Thomas Steinfeld spielt nach all den Antworten auf seinen "Hassprediger"-Artikel (von deren Existenz die frommen unter den SZ-Lesern nichts wissen, denn diese Zeitung lässt den Gegenstandpunkt in ihren Spalten nicht zu) den Ball zurück ins Lager der "sogenannten" Religionskritiker: "Sie haben zu erklären, wie und warum sie als Liberale für die präventive Einschränkung der Religionsfreiheit sind und was sie daraus an praktischen Schlüssen ziehen wollen: nicht für Iran, nicht für den Jemen, nicht für die Taliban, sondern hier, für das eigene Land. Solange sie das nicht tun, muss man annehmen, dass sie den Islam gar nicht kritisieren wollen, sondern vertreiben."

Nebenan, im Aufmacher, spricht Co-Kulturchef Andrian Kreye dem Internet (irgendwie aus Anlass des Ipad) jede kulturelle Dignität ab: "Die neuen Formen der Kommunikation und der Vernetzung sind gesellschaftliche Anwendungen neuer Technologien. Der Reiz beruht auf dem Prinzip der gesteigerten Produktivität. Diese Produktivität hat zwar zunächst einmal einen rein gesellschaftlichen Wert, im Gegensatz zur gesteigerten Produktivität des Kulturkonsums durch komprimierte und damit mobile Kulturgüter. Und doch ist die eigentliche Dynamik die einer wirtschaftlichen, nicht einer kulturellen Entwicklung."

Weitere Artikel: Johannes Boie zeichnet in den "Nachrichten aus dem Netz" die Enttäuschung der Nerds (und die der Zeitungsleute, die sich durch das Gerät Rettung erhofften) über das Ipad nach. Susan Vahabzadeh hat Peter Biskinds Biografie "Star - The Life and Wild Times of Warren Beatty" schon auf englisch gelesen.

Auf der Medienseite stellt Thomas Schuler ein neues Projekt des amerikanischen Stiftungsjournalismus vor, das von Jonathan Weber geleitete und dem Milliardär Warren Hellman finanziert Bay Area News Project.

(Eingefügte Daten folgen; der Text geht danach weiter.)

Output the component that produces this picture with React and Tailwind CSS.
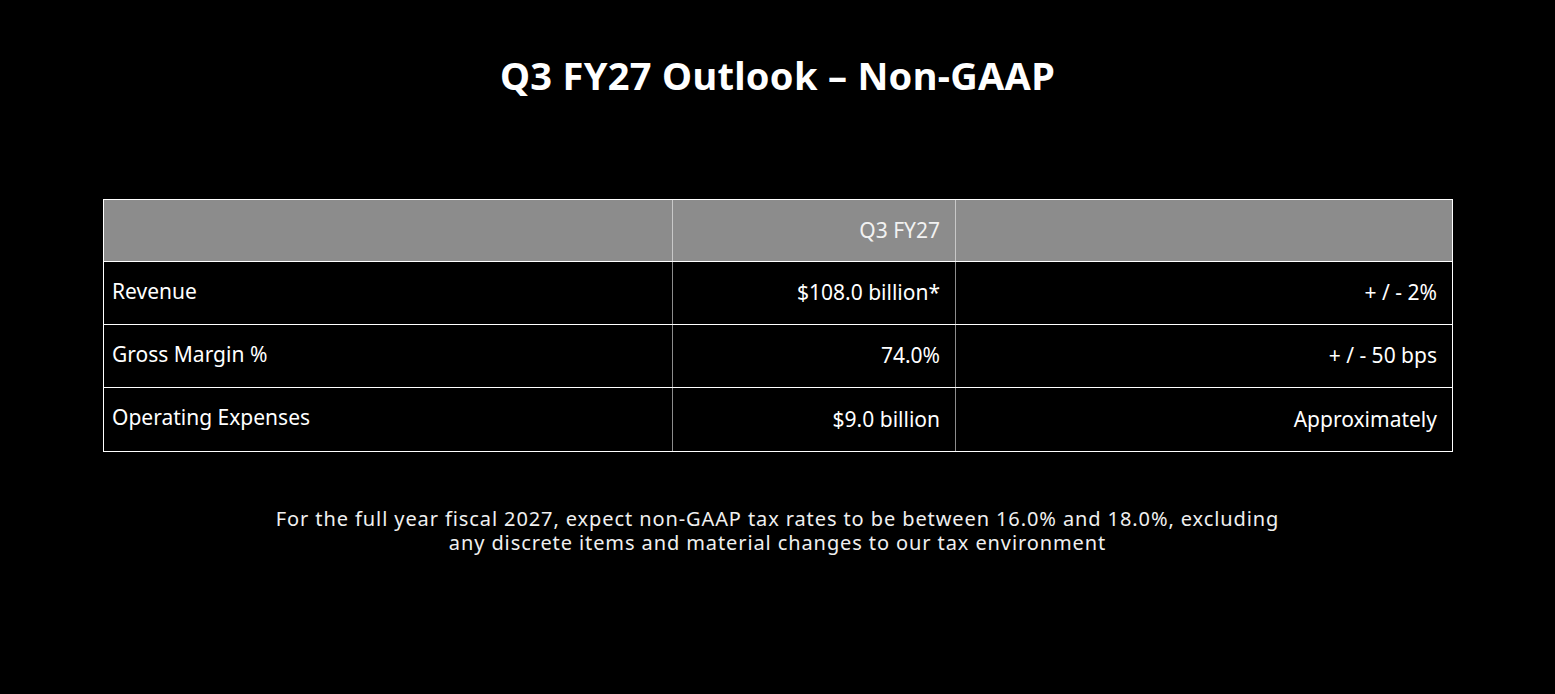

Besprochen werden neue DVDs, eine Installation des 34-jährigen (in Berlin lebenden) Künstlers Tino Sehgal im New Yorker Guggenheim-Museum, Strauss' "Elektra" unter Christian Thielemann in Baden-Baden, Carl Orffs erste Oper "Gisei", jetzt erst in Darmstadt uraufgeführt und von Helmut Mauro als Sensation gefeiert, und Bücher, darunter der Briefwechsel zwischen Siegfried Unseld und Thomas Bernhard (mehr hier).